Lines holding the string "this" are the ones to copy; find them all in the data.

» STORED RECORDS
----

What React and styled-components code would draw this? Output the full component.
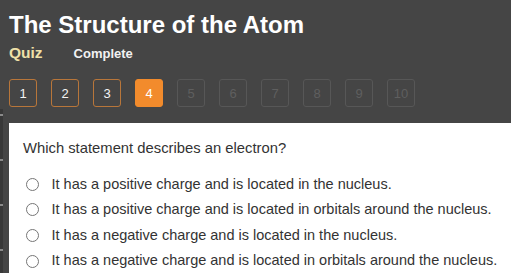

----

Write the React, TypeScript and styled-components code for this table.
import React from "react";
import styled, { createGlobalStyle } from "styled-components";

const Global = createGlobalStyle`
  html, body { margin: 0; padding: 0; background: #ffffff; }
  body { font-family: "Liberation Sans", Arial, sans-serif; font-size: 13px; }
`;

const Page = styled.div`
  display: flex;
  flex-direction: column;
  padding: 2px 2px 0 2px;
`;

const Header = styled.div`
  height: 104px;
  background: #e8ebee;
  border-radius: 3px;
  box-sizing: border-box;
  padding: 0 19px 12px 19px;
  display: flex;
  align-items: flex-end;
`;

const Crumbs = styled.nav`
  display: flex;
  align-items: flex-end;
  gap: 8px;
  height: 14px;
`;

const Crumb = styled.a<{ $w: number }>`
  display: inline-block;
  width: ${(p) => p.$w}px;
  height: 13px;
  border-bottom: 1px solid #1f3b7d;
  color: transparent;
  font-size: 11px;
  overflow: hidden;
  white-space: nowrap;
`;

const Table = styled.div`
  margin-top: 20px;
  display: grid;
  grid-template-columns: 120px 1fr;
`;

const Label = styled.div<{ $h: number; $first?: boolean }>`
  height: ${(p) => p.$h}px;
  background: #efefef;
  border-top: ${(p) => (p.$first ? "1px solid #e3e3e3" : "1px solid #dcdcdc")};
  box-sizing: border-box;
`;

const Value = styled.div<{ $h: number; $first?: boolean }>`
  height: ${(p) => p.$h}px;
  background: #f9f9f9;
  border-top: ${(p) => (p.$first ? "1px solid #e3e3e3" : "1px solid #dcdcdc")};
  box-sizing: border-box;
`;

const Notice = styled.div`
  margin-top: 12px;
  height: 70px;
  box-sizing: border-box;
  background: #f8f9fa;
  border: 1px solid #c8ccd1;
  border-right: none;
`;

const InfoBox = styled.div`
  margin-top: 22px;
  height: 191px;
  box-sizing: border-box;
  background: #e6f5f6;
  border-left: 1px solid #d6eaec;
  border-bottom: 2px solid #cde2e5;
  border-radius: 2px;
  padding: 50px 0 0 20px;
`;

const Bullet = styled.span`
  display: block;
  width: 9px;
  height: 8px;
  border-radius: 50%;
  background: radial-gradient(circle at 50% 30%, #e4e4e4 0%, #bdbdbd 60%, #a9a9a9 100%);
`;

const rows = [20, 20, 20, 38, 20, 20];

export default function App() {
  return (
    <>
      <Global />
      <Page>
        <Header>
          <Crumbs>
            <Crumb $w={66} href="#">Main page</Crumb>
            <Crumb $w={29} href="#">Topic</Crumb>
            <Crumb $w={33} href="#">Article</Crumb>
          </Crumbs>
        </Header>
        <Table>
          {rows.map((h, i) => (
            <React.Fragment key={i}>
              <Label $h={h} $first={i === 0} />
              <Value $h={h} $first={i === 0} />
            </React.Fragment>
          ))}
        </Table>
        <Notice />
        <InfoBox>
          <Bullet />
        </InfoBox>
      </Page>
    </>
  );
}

----

» EXERCISE OUTPUT
What React and styled-components code would draw this? Output the full component.
Write the React, TypeScript and styled-components code for this table.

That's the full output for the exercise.